Since 2013, interim Superintendent Mark Doody said at Monday’s meeting, the district has taken out of reserves about $900,000 to cover increased costs for prescription drug. And with what is planned to be placed in the reserve for the 2019-20 school year, he said, the prescription-drug fund-balance reserve could be nearly or completely wiped out by the end of next year. 

To begin to cover costs, the district has increased its premium payments from $125 per employee per month to $169 per employee per month, which is still well below the average monthly premiums paid by other members of the Capital Area Schools Health Insurance Consortium, a health-insurance trust made up of 19 school districts in the Capital Region. 

Doody said that the average premium paid by consortium members is $207 per employee per month, adding that some schools have premiums as high as $315 per employee per month. Already looking ahead to the 2020-21 school year, Doody said that the district needs premiums to be $207 per employee per month, which would yield an additional $390,000 to cover prescription-drug costs. But those increases have to be bargained with the district’s unions.

To generate more immediate savings, Doody suggested the increased use of CanaRx, a Canadian drug-distribution company, which sells lower cost prescription drugs to both public and private employer-provided health-care programs. 

Locally, the city of Albany as well as Schenectady and Saratoga counties offer current and former municipal employees the option to purchase lower-cost medications through CanaRx. 

In 2004, Schenectady became the first county in the state with a CanaRx program. According to the county, as of 2017, Schenectady’s overall prescription-drug costs were about 10-percent lower than they were in 2001. 

Had Schenectady not enrolled with CanaRx, then, between 2004 and 2015, to cite an example from the county, total prescription costs would have increased from about $4.2 million to about $14.8 million. Actual prescription-drug costs for Schenectady County in 2015 were about $3.3 million.

For comparison, since 2001, Voorheesville’s health-insurance costs have more than quadrupled, from about $1.2 million in 2001-02 to almost $5 million this year. 

Doody said the goal is to make staff more aware of the CanaRx option at the start of the new school year. 

The second way to generate more immediate savings, Doody said, is to move to a managed formulary prescription-drug plan, which would take 90 days to do and would have to be negotiated with the district’s bargaining units.

The seven members of the administrators’ union recently agreed to a new contract that includes an agreement for the union to enter into a managed formulary plan, which starts Oct. 1.

The district’s current prescription-drug plan has no mechanism for containing costs; whatever the price of the drug, the district has to pay it. Entering into a managed formulary plan would allow the pharmacy-benefit manager to negotiate better prices for the district. 

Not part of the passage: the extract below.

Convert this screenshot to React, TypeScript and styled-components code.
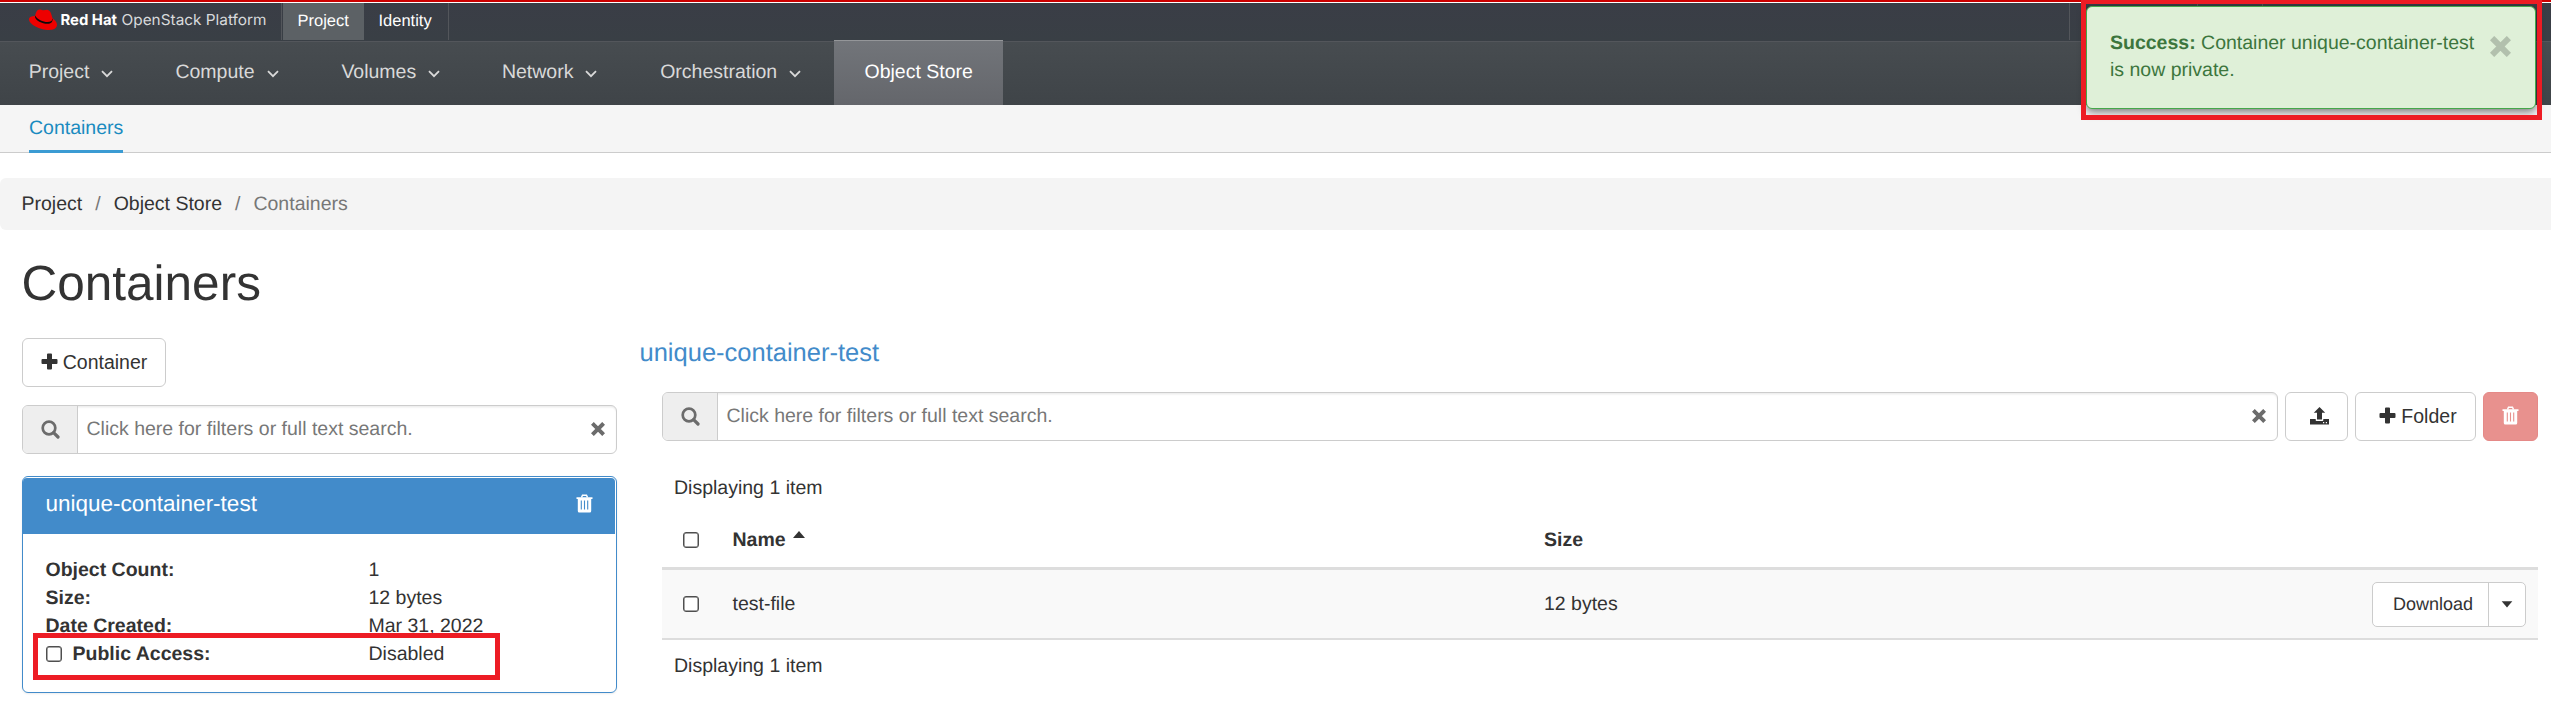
import React from 'react';
import styled, { createGlobalStyle, css } from 'styled-components';

const GlobalStyle = createGlobalStyle`
  * { box-sizing: border-box; }
  html, body { margin: 0; padding: 0; background: #fff; }
  body {
    font-family: "Liberation Sans", Arial, sans-serif;
    font-size: 19.5px;
    line-height: 28px;
    color: #333;
    text-rendering: geometricPrecision;
    overflow: hidden;
  }
`;

const Page = styled.div`
  position: relative;
  width: 2551px;
  height: 704px;
  overflow: hidden;
`;

/* ---------- header ---------- */
const TopBar = styled.header`
  display: flex;
  height: 42px;
  border-top: 2px solid #c00;
  border-bottom: 1px solid #53565b;
  padding-top: 1px;
  background: linear-gradient(#fff 1px, #3a3d46 1px, #393f45);
  font-size: 16.5px;
  line-height: 37px;
  color: #fff;
`;
const Brand = styled.div`
  display: flex;
  align-items: flex-start;
  width: 282px;
  height: 37px;
  padding: 6px 0 0 29px;
  border-right: 1px solid #53565b;
  svg { display: block; }
`;
const TopLink = styled.a<{ $active?: boolean; $w: number }>`
  height: 37px;
  width: ${p => p.$w}px;
  padding-left: 14.5px;
  ${p => p.$active
    ? css`margin-left: 1px; background: #5c6165;`
    : css`border-right: 1px solid #53565b;`}
`;
const UserArea = styled.div`
  display: flex;
  height: 37px;
  width: 482px;
  margin-left: auto;
  border-left: 1px solid #53565b;
`;
const UserCell = styled.div<{ $w: number }>`
  width: ${p => p.$w}px;
  border-right: 1px solid #53565b;
`;

const MainNav = styled.nav`
  display: flex;
  height: 63px;
  background: linear-gradient(#474c50, #3f4448);
  color: #d9d9d9;
`;
const NavItem = styled.a<{ $w: number }>`
  display: flex;
  align-items: flex-start;
  gap: 12px;
  width: ${p => p.$w}px;
  padding: 16px 0 0 28.7px;
  svg { margin-top: 12px; }
`;
const NavActive = styled.a`
  position: relative;
  height: 65px;
  width: 169px;
  margin-top: -2px;
  padding: 17px 0 0 30.5px;
  border-top: 1px solid #949699;
  background: linear-gradient(#72757a, #64666b);
  color: #fff;
`;
const SubNav = styled.nav`
  display: flex;
  height: 48px;
  padding-left: 29px;
  background: #f5f5f5;
  border-bottom: 1px solid #ccc;
`;
const SubTab = styled.a`
  height: 48px;
  width: 94px;
  padding-top: 9px;
  border-bottom: 3px solid #3b9bd3;
  color: #1a8bc0;
`;

/* ---------- body ---------- */
const Crumbs = styled.div`
  display: flex;
  height: 52px;
  margin-top: 25px;
  padding: 12px 0 0 21.5px;
  border-radius: 6px 0 0 6px;
  background: #f4f4f4;
  color: #777;
  b { font-weight: normal; color: #333; }
  i { font-style: normal; padding: 0 13px; }
`;
const Title = styled.h1`
  margin: 27px 0 0 21.5px;
  height: 54px;
  line-height: 54px;
  font-size: 49.5px;
  font-weight: normal;
`;
const Columns = styled.main`
  display: flex;
  padding: 27px 13px 0 22px;
`;
const Left = styled.aside`
  width: 595px;
  flex: none;
`;
const Right = styled.section`
  flex: 1;
  padding-left: 23px;
`;

const Button = styled.button<{ $w: number; $danger?: boolean; $shift?: number }>`
  display: flex;
  align-items: center;
  justify-content: center;
  gap: 5px;
  width: ${p => p.$w}px;
  height: 49px;
  padding: 0 0 2px ${p => p.$shift ?? 0}px;
  flex: none;
  border: 1px solid ${p => (p.$danger ? '#e58987' : '#ccc')};
  border-radius: 6px;
  background: ${p => (p.$danger ? '#e8918e' : '#fff')};
  color: ${p => (p.$danger ? '#fff' : '#333')};
  font: inherit;
`;
const SearchBox = styled.div`
  display: flex;
  flex: 1;
  height: 49px;
  border: 1px solid #ccc;
  border-radius: 6px;
  overflow: hidden;
  background: #fff;
  box-shadow: inset 0 1.5px 1.5px rgba(0, 0, 0, 0.075);
  color: #777;
`;
const Addon = styled.span`
  display: flex;
  align-items: center;
  justify-content: center;
  width: 55px;
  background: #eee;
  border-right: 1px solid #ccc;
`;
const Placeholder = styled.span`
  flex: 1;
  padding: 9px 0 0 8.5px;
`;
const Clear = styled.span`
  padding: 16px 11px 0 0;
  line-height: 0;
`;
const LeftSearch = styled.div`
  display: flex;
  margin-top: 18px;
`;

const Card = styled.div`
  height: 217px;
  margin-top: 22px;
  padding: 1px 1px 0 0;
  border: 1px solid #428bca;
  border-radius: 6px;
  box-shadow: 0 1px 2px rgba(0, 0, 0, 0.08);
`;
const CardHead = styled.div`
  display: flex;
  justify-content: space-between;
  height: 56px;
  padding: 12px 22px 0 22.5px;
  border-radius: 4px 4px 0 0;
  background: #428bca;
  color: #fff;
  font-size: 22.5px;
  svg { margin-top: 4px; }
`;
const Details = styled.dl`
  display: grid;
  grid-template-columns: 323px 1fr;
  grid-auto-rows: 27.86px;
  margin: 0;
  padding: 22px 0 0 22.5px;
`;
const Term = styled.dt`
  display: flex;
  align-items: center;
  gap: 11px;
  font-weight: bold;
`;
const Value = styled.dd`
  margin: 0;
`;
const Check = styled.span`
  display: block;
  width: 16px;
  height: 16px;
  flex: none;
  border: 1px solid #4f4f4f;
  box-shadow: inset 0 0 0 0.5px #4f4f4f;
  border-radius: 3px;
  background: #fff;
`;

const Path = styled.a`
  display: block;
  height: 54px;
  margin-left: -0.5px;
  line-height: 30px;
  font-size: 25.5px;
  color: #428bca;
`;
const Toolbar = styled.div`
  display: flex;
  gap: 7px;
  margin-left: 22px;
`;
const TableWrap = styled.div`
  margin-left: 22px;
  padding-top: 33px;
`;
const Caption = styled.div`
  padding-left: 12px;
  height: 28px;
`;
const Row = styled.div<{ $head?: boolean }>`
  display: grid;
  grid-template-columns: 70.5px 811.5px 1fr auto;
  align-items: center;
  padding-right: 12px;
  ${p => p.$head
    ? css`height: 68px; font-weight: bold; border-bottom: 3px solid #ddd; padding-top: 10px;`
    : css`height: 70px; background: #f9f9f9; border-bottom: 2px solid #ddd;`}
`;
const CheckCell = styled.div`
  padding: 0 0 0 21px;
`;
const SortCell = styled.div`
  display: flex;
  gap: 7px;
  svg { margin-top: 5px; }
`;
const Split = styled.div`
  display: flex;
  width: 154px;
  height: 45px;
  border: 1px solid #ccc;
  border-radius: 5px;
  background: #fff;
  font-size: 18px;
`;
const SplitMain = styled.span`
  width: 116px;
  padding: 7px 0 0 20px;
  border-right: 1px solid #ccc;
`;
const SplitCaret = styled.span`
  flex: 1;
  display: flex;
  align-items: center;
  justify-content: center;
`;
const FootCaption = styled(Caption)`
  margin-top: 11.5px;
`;

/* ---------- overlays ---------- */
const Toast = styled.div`
  position: absolute;
  left: 2086px;
  top: 6px;
  width: 450px;
  height: 103px;
  padding: 22.5px 24px 0 23px;
  display: flex;
  justify-content: space-between;
  border: 1px solid #45a84a;
  border-radius: 6px;
  background: #dff0d8;
  box-shadow: 0 3px 9px rgba(0, 0, 0, 0.5);
  color: #3c763d;
  line-height: 27.4px;
  svg { margin-top: 6px; }
`;
const Highlight = styled.div<{ $x: number; $y: number; $w: number; $h: number }>`
  position: absolute;
  left: ${p => p.$x}px;
  top: ${p => p.$y}px;
  width: ${p => p.$w}px;
  height: ${p => p.$h}px;
  border: 5px solid #ed1c24;
`;

/* ---------- icons ---------- */
const Chevron = () => (
  <svg width="12" height="8" viewBox="0 0 12 8" fill="none" stroke="#d9d9d9" strokeWidth="1.8">
    <path d="M1 1.2 6 6.2 11 1.2" />
  </svg>
);
const Plus = () => (
  <svg width="17" height="17" viewBox="0 0 17 17">
    <path fill="currentColor" d="M7 .5h3a1 1 0 0 1 1 1V6h4.500a1 1 0 0 1 1 1v3a1 1 0 0 1-1 1H11v4.500a1 1 0 0 1-1 1H7a1 1 0 0 1-1-1V11H1.500a1 1 0 0 1-1-1V7a1 1 0 0 1 1-1H6V1.500a1 1 0 0 1 1-1z" />
  </svg>
);
const Cross = ({ size, color }: { size: number; color: string }) => (
  <svg width={size} height={size} viewBox="0 0 14 14">
    <path d="M2.800 2.800 11.200 11.200M11.200 2.800 2.800 11.200" stroke={color} strokeWidth="4" strokeLinecap="square" />
  </svg>
);
const Search = () => (
  <svg width="19" height="19" viewBox="0 0 19 19" fill="none" stroke="#6c6c6c">
    <circle cx="8" cy="8" r="6.300" strokeWidth="2.700" />
    <path d="M12.600 12.600 17 17" strokeWidth="3.200" strokeLinecap="round" />
  </svg>
);
const Trash = ({ inner }: { inner: string }) => (
  <svg width="17" height="19" viewBox="0 0 17 19">
    <path d="M5.500 3.500 6.500 1.300h4l1 2.200" fill="none" stroke="#fff" strokeWidth="1.500" />
    <path fill="#fff" d="M.5 3.300h16v1.700h-1.300V17a1.500 1.500 0 0 1-1.500 1.500H3.300A1.500 1.500 0 0 1 1.800 17V5H.5z" />
    <path d="M5.300 6.500v9M8.500 6.500v9M11.700 6.500v9" stroke={inner} strokeWidth="1.100" />
  </svg>
);
const Upload = () => (
  <svg width="19" height="18" viewBox="0 0 19 18" fill="#333">
    <path d="M9.500 0 15.200 5.800H12V12.500H7V5.800H3.800z" />
    <path d="M0 12h5.700v1.200q0 .8.800.8h6q.8 0 .8-.8V12H19v5.500H0z" />
    <path fill="#fff" d="M13 15h1.200v1.200H13zM15.800 15H17v1.200h-1.200z" />
  </svg>
);
const Caret = ({ up }: { up?: boolean }) => (
  <svg width="12" height="7" viewBox="0 0 12 7" fill="#333">
    <path d={up ? 'M0 7 6 0l6 7z' : 'M.7 .3h10.600L6 6.500z'} />
  </svg>
);
const Logo = () => (
  <svg width="240" height="24" viewBox="0 0 240 24">
    <path fill="#e00" d="M6 7C7 3.500 7.800.500 10.500.500c2 0 2.800.8 4.300.8s2.500-.8 4.200-.3c2.500.8 3.300 3.800 4.500 8.300 2.500 1.800 4.500 4.200 4.500 6.500 0 3.500-3.500 5.200-8 5.200C11 21 0 15.500 0 10.300 0 8 3 7 6 7z" />
    <path fill="#0b0b0b" d="M6.300 6.500C8 10.500 14 13 18.500 13c3 0 4.700-1 4.600-2.700l.4-.8c.5 3.500-1.500 5.300-5 5.300C13 14.800 6.500 11.500 6 8z" />
    <text x="31.500" y="16" fill="#fff" fontFamily="Inter, sans-serif" fontSize="15" fontWeight="700" textLength="56.500" lengthAdjust="spacingAndGlyphs">Red Hat</text>
    <text x="92.500" y="16" fill="#d8dadc" fontFamily="Inter, sans-serif" fontSize="15" fontWeight="400" textLength="145" lengthAdjust="spacingAndGlyphs">OpenStack Platform</text>
  </svg>
);

const SearchField = () => (
  <SearchBox>
    <Addon><Search /></Addon>
    <Placeholder>Click here for filters or full text search.</Placeholder>
    <Clear><Cross size={14} color="#6c6c6c" /></Clear>
  </SearchBox>
);

const menus: [string, number][] = [
  ['Project', 146.7], ['Compute', 166], ['Volumes', 160.5], ['Network', 158.3], ['Orchestration', 202.5],
];
const details = [['Object Count:', '1'], ['Size:', '12 bytes'], ['Date Created:', 'Mar 31, 2022']];

export default function App() {
  return (
    <>
      <GlobalStyle />
      <Page>
        <TopBar>
          <Brand><Logo /></Brand>
          <TopLink $active $w={81}>Project</TopLink>
          <TopLink $w={85}>Identity</TopLink>
          <UserArea>
            <UserCell $w={128} />
            <UserCell $w={65} />
          </UserArea>
        </TopBar>
        <MainNav>
          {menus.map(([name, w]) => (
            <NavItem key={name} $w={w}>{name}<Chevron /></NavItem>
          ))}
          <NavActive>Object Store</NavActive>
        </MainNav>
        <SubNav><SubTab>Containers</SubTab></SubNav>
        <Crumbs><b>Project</b><i>/</i><b>Object Store</b><i>/</i><span>Containers</span></Crumbs>
        <Title>Containers</Title>
        <Columns>
          <Left>
            <Button $w={144}><Plus />Container</Button>
            <LeftSearch><SearchField /></LeftSearch>
            <Card>
              <CardHead>unique-container-test<Trash inner="#428bca" /></CardHead>
              <Details>
                {details.map(([k, v]) => (
                  <React.Fragment key={k}><Term>{k}</Term><Value>{v}</Value></React.Fragment>
                ))}
                <Term><Check />Public Access:</Term><Value>Disabled</Value>
              </Details>
            </Card>
          </Left>
          <Right>
            <Path>unique-container-test</Path>
            <Toolbar>
              <SearchField />
              <Button $w={63} $shift={5}><Upload /></Button>
              <Button $w={121} $shift={5}><Plus />Folder</Button>
              <Button $w={55} $danger><Trash inner="#e8918e" /></Button>
            </Toolbar>
            <TableWrap>
              <Caption>Displaying 1 item</Caption>
              <Row $head>
                <CheckCell><Check /></CheckCell>
                <SortCell>Name<Caret up /></SortCell>
                <div>Size</div>
              </Row>
              <Row>
                <CheckCell><Check /></CheckCell>
                <div>test-file</div>
                <div>12 bytes</div>
                <Split>
                  <SplitMain>Download</SplitMain>
                  <SplitCaret><Caret /></SplitCaret>
                </Split>
              </Row>
              <FootCaption>Displaying 1 item</FootCaption>
            </TableWrap>
          </Right>
        </Columns>
        <Toast>
          <div><strong>Success:</strong> Container unique-container-test<br />is now private.</div>
          <Cross size={21} color="#b2c0ad" />
        </Toast>
        <Highlight $x={2081} $y={-1} $w={461} $h={121} />
        <Highlight $x={33} $y={633} $w={467} $h={47} />
      </Page>
    </>
  );
}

The managed formulary plan, Rielly told The Enterprise in April, has cost-saving restrictions — like step therapy, prior authorization, and quantity limits — that are not part of the district’s current basic formulary plan.

Step therapy — also called “fail first” — is a process where a patient would start with a less expensive, generic drug, and, if that doesn’t work, would then move up to a more-expensive brand-name drug. Prior authorization is a process where a doctor or other health-care provider has to receive advanced approval from a health plan before a specific procedure or medication can be delivered.